3. Sponsor Influence
Large REIT sponsors may dominate governance decisions.
4. Valuation Transparency
Property values can fluctuate significantly, making fair reporting critical.
5. Regulatory Oversight
REITs must comply with securities regulations, tax rules, and real estate laws.
5. Governance Best Practices for Commercial REITs
To ensure effective governance, REITs should adopt:
1. Independent Boards
A majority of independent directors to prevent sponsor dominance.
2. Strong Audit and Valuation Committees
Oversight of property valuation and financial reporting.
3. Clear Conflict-of-Interest Policies
Disclosure and approval mechanisms for related-party transactions.
4. Transparent Financial Reporting
Regular disclosure of:
Net asset value (NAV)
Property occupancy rates
Lease duration and tenant exposure
5. Risk Oversight Systems
Internal compliance and monitoring systems to manage operational and financial risks.

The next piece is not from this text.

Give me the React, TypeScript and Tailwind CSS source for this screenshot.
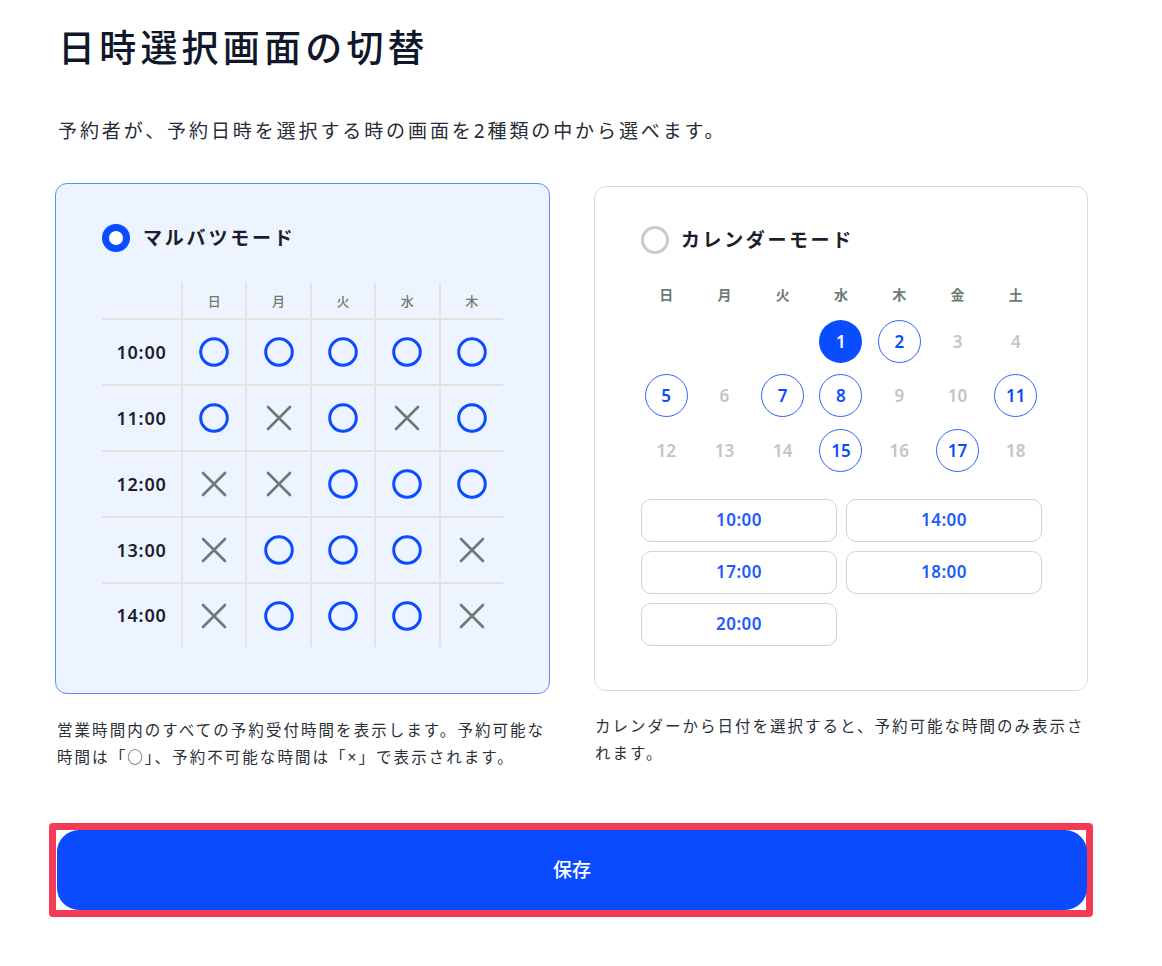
import React from 'react';

type Mark = 'o' | 'x';

const days5 = ['日', '月', '火', '水', '木'];
const days7 = ['日', '月', '火', '水', '木', '金', '土'];

const marks: { time: string; row: Mark[] }[] = [
  { time: '10:00', row: ['o', 'o', 'o', 'o', 'o'] },
  { time: '11:00', row: ['o', 'x', 'o', 'x', 'o'] },
  { time: '12:00', row: ['x', 'x', 'o', 'o', 'o'] },
  { time: '13:00', row: ['x', 'o', 'o', 'o', 'x'] },
  { time: '14:00', row: ['x', 'o', 'o', 'o', 'x'] },
];

// null = empty cell, 's' = selected, 'a' = available, 'n' = not available
const calendar: { d: number | null; s: 's' | 'a' | 'n' }[][] = [
  [
    { d: null, s: 'n' },
    { d: null, s: 'n' },
    { d: null, s: 'n' },
    { d: 1, s: 's' },
    { d: 2, s: 'a' },
    { d: 3, s: 'n' },
    { d: 4, s: 'n' },
  ],
  [
    { d: 5, s: 'a' },
    { d: 6, s: 'n' },
    { d: 7, s: 'a' },
    { d: 8, s: 'a' },
    { d: 9, s: 'n' },
    { d: 10, s: 'n' },
    { d: 11, s: 'a' },
  ],
  [
    { d: 12, s: 'n' },
    { d: 13, s: 'n' },
    { d: 14, s: 'n' },
    { d: 15, s: 'a' },
    { d: 16, s: 'n' },
    { d: 17, s: 'a' },
    { d: 18, s: 'n' },
  ],
];

const times = ['10:00', '14:00', '17:00', '18:00', '20:00'];

function MarkIcon({ mark }: { mark: Mark }) {
  if (mark === 'o') {
    return (
      <svg width="30" height="30" viewBox="0 0 30 30">
        <circle cx="15" cy="15" r="13.3" fill="none" stroke="#0a4cff" strokeWidth="3" />
      </svg>
    );
  }
  return (
    <svg width="26" height="26" viewBox="0 0 26 26">
      <path d="M2 2L24 24M24 2L2 24" stroke="#6c7a73" strokeWidth="2.6" strokeLinecap="round" />
    </svg>
  );
}

function MaruBatsuCard() {
  return (
    <div className="h-[511px] rounded-[12px] border border-[#5b8cff] bg-[#eef4ff] pl-[46px] pt-[40px]">
      <div className="flex h-[28px] items-center gap-[13px]">
        <div className="h-[28px] w-[28px] rounded-full border-[7px] border-[#0a4cff] bg-white" />
        <span className="text-[19px] font-semibold tracking-[2.8px] text-[#1a1f2b]">マルバツモード</span>
      </div>
      <div className="mt-[31px] grid w-[401px] grid-cols-[79px_repeat(5,64.4px)]">
        <div className="h-[35px]" />
        {days5.map((d) => (
          <div
            key={d}
            className="flex h-[35px] items-center justify-center border-l-2 border-[#e3e4df] pt-[2px] text-[13px] font-medium text-[#6e7a74]"
          >
            {d}
          </div>
        ))}
        {marks.map((r, i) => (
          <React.Fragment key={r.time}>
            <div
              className={`flex items-center justify-center border-t-2 border-[#e3e4df] text-[18px] font-semibold tracking-[0.8px] text-[#1a1f2b] ${
                i === marks.length - 1 ? 'h-[65px]' : 'h-[66px]'
              }`}
            >
              {r.time}
            </div>
            {r.row.map((m, j) => (
              <div
                key={j}
                className={`flex items-center justify-center border-l-2 border-t-2 border-[#e3e4df] ${
                  i === marks.length - 1 ? 'h-[65px]' : 'h-[66px]'
                }`}
              >
                <MarkIcon mark={m} />
              </div>
            ))}
          </React.Fragment>
        ))}
      </div>
    </div>
  );
}

function CalendarCard() {
  return (
    <div className="mt-[3px] h-[505px] rounded-[12px] border border-[#d9dbd7] bg-white pl-[46px] pt-[39px]">
      <div className="flex h-[28px] items-center gap-[12px]">
        <div className="h-[28px] w-[28px] rounded-full border-[3px] border-[#c8ccc7] bg-white" />
        <span className="text-[19px] font-semibold tracking-[2.6px] text-[#1a1f2b]">カレンダーモード</span>
      </div>
      <div className="-ml-[4px] mt-[20px] grid w-[408px] grid-cols-7">
        {days7.map((d) => (
          <div key={d} className="flex h-[40px] items-center justify-center text-[14px] font-semibold text-[#6e7a74]">
            {d}
          </div>
        ))}
        {calendar.flat().map((c, i) => (
          <div key={i} className="flex h-[54.5px] items-center justify-center">
            {c.d !== null && (
              <div
                className={`flex h-[43px] w-[43px] items-center justify-center rounded-full text-[17px] font-semibold ${
                  c.s === 's'
                    ? 'bg-[#0a4cff] text-white'
                    : c.s === 'a'
                      ? 'border-[1.5px] border-[#2a62ff] text-[#0a4cff]'
                      : 'text-[#c2c6c2]'
                }`}
              >
                {c.d}
              </div>
            )}
          </div>
        ))}
      </div>
      <div className="mt-[21px] grid w-[401px] grid-cols-2 gap-[9px]">
        {times.map((t) => (
          <div
            key={t}
            className="flex h-[43px] items-center justify-center rounded-[10px] border-[1.5px] border-[#d0d3ce] text-[17px] font-semibold tracking-[0.5px] text-[#1f5cff]"
          >
            {t}
          </div>
        ))}
      </div>
    </div>
  );
}

export default function App() {
  return (
    <div
      className="min-h-[966px] bg-white px-[55px] pt-[24px] text-[#1f2430]"
      style={{ fontFamily: '"Noto Sans", "Noto Sans CJK JP", sans-serif' }}
    >
      <h1 className="pl-[3px] text-[37px] font-medium leading-[48px] tracking-[4.2px] text-[#10172a]">
        日時選択画面の切替
      </h1>
      <p className="mt-[45px] pl-[3px] text-[19px] leading-[28px] tracking-[2.9px] text-[#262b36]">
        予約者が、予約日時を選択する時の画面を2種類の中から選べます。
      </p>
      <div className="mt-[38px] grid w-[1033px] grid-cols-[495px_494px] gap-x-[44px]">
        <div className="flex flex-col">
          <MaruBatsuCard />
          <p className="mt-[23px] whitespace-nowrap pl-[2px] text-[15.5px] leading-[27px] tracking-[2.05px] text-[#2a2f38]">
            <span className="block">営業時間内のすべての予約受付時間を表示します。予約可能な</span>
            <span className="block">時間は「○」、予約不可能な時間は「×」で表示されます。</span>
          </p>
        </div>
        <div className="flex flex-col">
          <CalendarCard />
          <p className="mt-[22px] whitespace-nowrap pl-[1px] text-[15.5px] leading-[27px] tracking-[2px] text-[#2a2f38]">
            <span className="block">カレンダーから日付を選択すると、予約可能な時間のみ表示さ</span>
            <span className="block">れます。</span>
          </p>
        </div>
      </div>
      <div className="-ml-[6px] mt-[52px] w-[1044px] rounded-[4px] border-[7px] border-[#f43b55]">
        <button className="ml-[1px] flex h-[80px] w-[1030px] items-center justify-center rounded-[22px] bg-[#0a4bff] text-[19px] font-medium text-white">
          保存
        </button>
      </div>
    </div>
  );
}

6. Summary of Important Case Laws
| Case | Governance Principle |
|---|---|
| Smith v. Van Gorkom (1985) | Duty of care in board decisions |
| In re Walt Disney Derivative Litigation (2006) | Good faith and oversight duties |
| Kahn v. Lynch Communication Systems (1994) | Entire fairness in related-party transactions |
| Weinberger v. UOP Inc. (1983) | Fair process and fair price doctrine |
| Basic Inc. v. Levinson (1988) | Material disclosure obligations |
| Caremark International Litigation (1996) | Board duty to monitor compliance |
| Unocal Corp. v. Mesa Petroleum (1985) | Shareholder rights and takeover defenses |
7. Conclusion
Corporate governance in commercial REITs plays a critical role in ensuring investor protection, transparency, and sustainable property management. Because REITs manage significant real estate assets and investor capital, strong governance mechanisms are essential to mitigate risks related to conflicts of interest, financial disclosure, asset valuation, and regulatory compliance.
By implementing independent oversight, robust disclosure practices, and effective risk management frameworks, commercial REITs can enhance investor confidence, operational efficiency, and long-term value creation.